> _TASK GOAL_: Reproduce the lines of the material exactly, excluding every image.

> _GIVEN INFORMATION_:
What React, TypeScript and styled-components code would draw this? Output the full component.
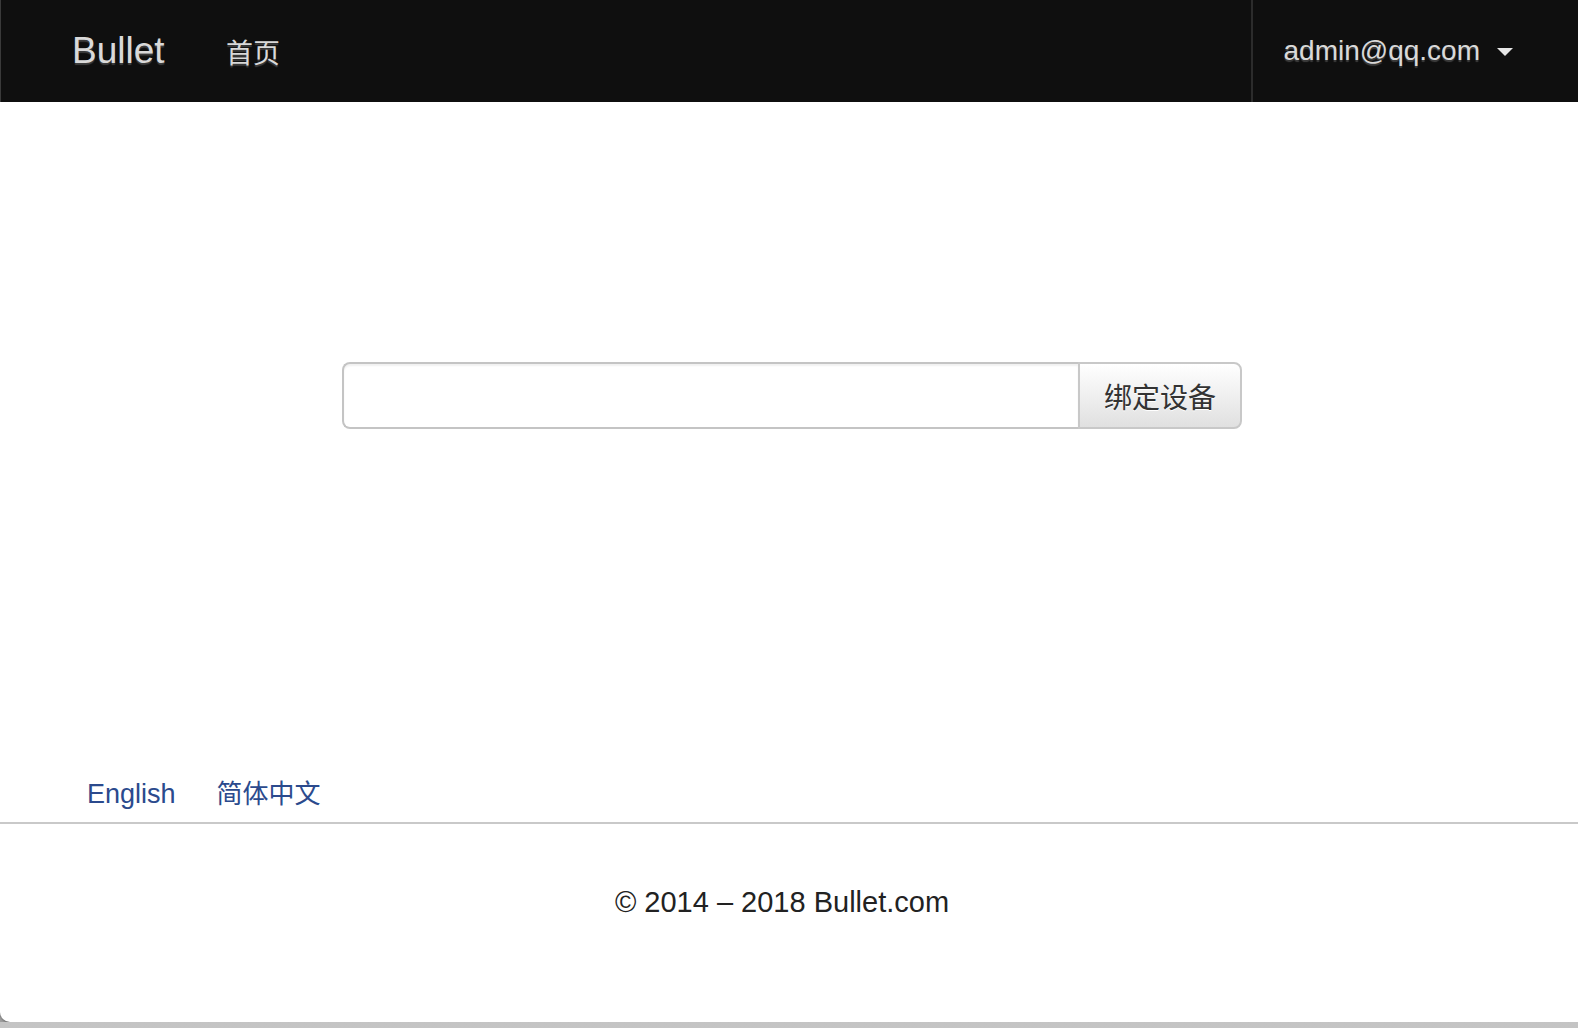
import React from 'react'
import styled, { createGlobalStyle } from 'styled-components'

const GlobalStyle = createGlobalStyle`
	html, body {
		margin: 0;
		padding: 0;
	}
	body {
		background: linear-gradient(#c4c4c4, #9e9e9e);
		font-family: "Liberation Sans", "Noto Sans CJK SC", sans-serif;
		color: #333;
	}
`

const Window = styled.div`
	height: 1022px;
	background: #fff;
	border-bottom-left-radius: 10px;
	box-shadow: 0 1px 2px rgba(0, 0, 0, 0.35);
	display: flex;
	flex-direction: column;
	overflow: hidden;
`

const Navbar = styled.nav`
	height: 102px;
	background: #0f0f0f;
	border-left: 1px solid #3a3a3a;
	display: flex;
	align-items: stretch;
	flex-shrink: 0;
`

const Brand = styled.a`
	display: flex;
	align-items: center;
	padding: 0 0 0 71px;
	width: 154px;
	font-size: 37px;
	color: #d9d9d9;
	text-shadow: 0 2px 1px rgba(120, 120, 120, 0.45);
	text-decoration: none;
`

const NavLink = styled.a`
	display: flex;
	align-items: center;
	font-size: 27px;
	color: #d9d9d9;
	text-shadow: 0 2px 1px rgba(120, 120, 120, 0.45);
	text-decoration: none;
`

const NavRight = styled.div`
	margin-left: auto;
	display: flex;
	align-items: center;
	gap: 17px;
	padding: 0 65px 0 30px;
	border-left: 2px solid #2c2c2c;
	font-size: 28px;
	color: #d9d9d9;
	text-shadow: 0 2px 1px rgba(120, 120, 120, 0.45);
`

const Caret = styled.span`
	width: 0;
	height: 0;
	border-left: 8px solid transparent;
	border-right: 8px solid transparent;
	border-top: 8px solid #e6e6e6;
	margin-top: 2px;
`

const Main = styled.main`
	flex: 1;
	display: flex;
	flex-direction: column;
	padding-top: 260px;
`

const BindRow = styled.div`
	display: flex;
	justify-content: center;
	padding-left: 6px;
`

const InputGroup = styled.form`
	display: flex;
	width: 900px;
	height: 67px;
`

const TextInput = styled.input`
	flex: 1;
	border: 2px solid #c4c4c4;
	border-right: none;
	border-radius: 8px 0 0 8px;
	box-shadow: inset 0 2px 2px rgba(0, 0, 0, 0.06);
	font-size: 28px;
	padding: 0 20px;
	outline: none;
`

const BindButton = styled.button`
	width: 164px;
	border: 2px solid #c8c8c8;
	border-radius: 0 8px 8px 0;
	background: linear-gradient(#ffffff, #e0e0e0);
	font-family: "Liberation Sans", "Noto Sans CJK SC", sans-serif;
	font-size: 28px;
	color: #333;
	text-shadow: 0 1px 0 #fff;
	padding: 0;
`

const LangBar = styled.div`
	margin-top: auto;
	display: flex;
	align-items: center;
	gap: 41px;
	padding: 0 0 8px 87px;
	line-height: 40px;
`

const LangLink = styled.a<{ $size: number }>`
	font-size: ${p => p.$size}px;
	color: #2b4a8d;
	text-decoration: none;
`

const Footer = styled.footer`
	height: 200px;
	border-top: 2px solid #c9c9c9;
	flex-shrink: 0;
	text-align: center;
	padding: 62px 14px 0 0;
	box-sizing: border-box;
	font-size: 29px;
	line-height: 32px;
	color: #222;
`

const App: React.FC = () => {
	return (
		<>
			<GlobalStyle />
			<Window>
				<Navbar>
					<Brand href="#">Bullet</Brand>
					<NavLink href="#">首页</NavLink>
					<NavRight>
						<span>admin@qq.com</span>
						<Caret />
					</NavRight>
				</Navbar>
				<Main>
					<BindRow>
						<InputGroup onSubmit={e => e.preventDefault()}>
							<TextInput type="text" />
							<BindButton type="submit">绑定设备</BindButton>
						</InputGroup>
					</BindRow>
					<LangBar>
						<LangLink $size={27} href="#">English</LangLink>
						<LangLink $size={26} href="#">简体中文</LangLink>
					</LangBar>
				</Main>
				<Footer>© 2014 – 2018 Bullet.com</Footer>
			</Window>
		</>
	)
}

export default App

> _ANSWER_:
What React, TypeScript and styled-components code would draw this? Output the full component.
import React from 'react'
import styled, { createGlobalStyle } from 'styled-components'

const GlobalStyle = createGlobalStyle`
	html, body {
		margin: 0;
		padding: 0;
	}
	body {
		background: linear-gradient(#c4c4c4, #9e9e9e);
		font-family: "Liberation Sans", "Noto Sans CJK SC", sans-serif;
		color: #333;
	}
`

const Window = styled.div`
	height: 1022px;
	background: #fff;
	border-bottom-left-radius: 10px;
	box-shadow: 0 1px 2px rgba(0, 0, 0, 0.35);
	display: flex;
	flex-direction: column;
	overflow: hidden;
`

const Navbar = styled.nav`
	height: 102px;
	background: #0f0f0f;
	border-left: 1px solid #3a3a3a;
	display: flex;
	align-items: stretch;
	flex-shrink: 0;
`

const Brand = styled.a`
	display: flex;
	align-items: center;
	padding: 0 0 0 71px;
	width: 154px;
	font-size: 37px;
	color: #d9d9d9;
	text-shadow: 0 2px 1px rgba(120, 120, 120, 0.45);
	text-decoration: none;
`

const NavLink = styled.a`
	display: flex;
	align-items: center;
	font-size: 27px;
	color: #d9d9d9;
	text-shadow: 0 2px 1px rgba(120, 120, 120, 0.45);
	text-decoration: none;
`

const NavRight = styled.div`
	margin-left: auto;
	display: flex;
	align-items: center;
	gap: 17px;
	padding: 0 65px 0 30px;
	border-left: 2px solid #2c2c2c;
	font-size: 28px;
	color: #d9d9d9;
	text-shadow: 0 2px 1px rgba(120, 120, 120, 0.45);
`

const Caret = styled.span`
	width: 0;
	height: 0;
	border-left: 8px solid transparent;
	border-right: 8px solid transparent;
	border-top: 8px solid #e6e6e6;
	margin-top: 2px;
`

const Main = styled.main`
	flex: 1;
	display: flex;
	flex-direction: column;
	padding-top: 260px;
`

const BindRow = styled.div`
	display: flex;
	justify-content: center;
	padding-left: 6px;
`

const InputGroup = styled.form`
	display: flex;
	width: 900px;
	height: 67px;
`

const TextInput = styled.input`
	flex: 1;
	border: 2px solid #c4c4c4;
	border-right: none;
	border-radius: 8px 0 0 8px;
	box-shadow: inset 0 2px 2px rgba(0, 0, 0, 0.06);
	font-size: 28px;
	padding: 0 20px;
	outline: none;
`

const BindButton = styled.button`
	width: 164px;
	border: 2px solid #c8c8c8;
	border-radius: 0 8px 8px 0;
	background: linear-gradient(#ffffff, #e0e0e0);
	font-family: "Liberation Sans", "Noto Sans CJK SC", sans-serif;
	font-size: 28px;
	color: #333;
	text-shadow: 0 1px 0 #fff;
	padding: 0;
`

const LangBar = styled.div`
	margin-top: auto;
	display: flex;
	align-items: center;
	gap: 41px;
	padding: 0 0 8px 87px;
	line-height: 40px;
`

const LangLink = styled.a<{ $size: number }>`
	font-size: ${p => p.$size}px;
	color: #2b4a8d;
	text-decoration: none;
`

const Footer = styled.footer`
	height: 200px;
	border-top: 2px solid #c9c9c9;
	flex-shrink: 0;
	text-align: center;
	padding: 62px 14px 0 0;
	box-sizing: border-box;
	font-size: 29px;
	line-height: 32px;
	color: #222;
`

const App: React.FC = () => {
	return (
		<>
			<GlobalStyle />
			<Window>
				<Navbar>
					<Brand href="#">Bullet</Brand>
					<NavLink href="#">首页</NavLink>
					<NavRight>
						<span>admin@qq.com</span>
						<Caret />
					</NavRight>
				</Navbar>
				<Main>
					<BindRow>
						<InputGroup onSubmit={e => e.preventDefault()}>
							<TextInput type="text" />
							<BindButton type="submit">绑定设备</BindButton>
						</InputGroup>
					</BindRow>
					<LangBar>
						<LangLink $size={27} href="#">English</LangLink>
						<LangLink $size={26} href="#">简体中文</LangLink>
					</LangBar>
				</Main>
				<Footer>© 2014 – 2018 Bullet.com</Footer>
			</Window>
		</>
	)
}

export default App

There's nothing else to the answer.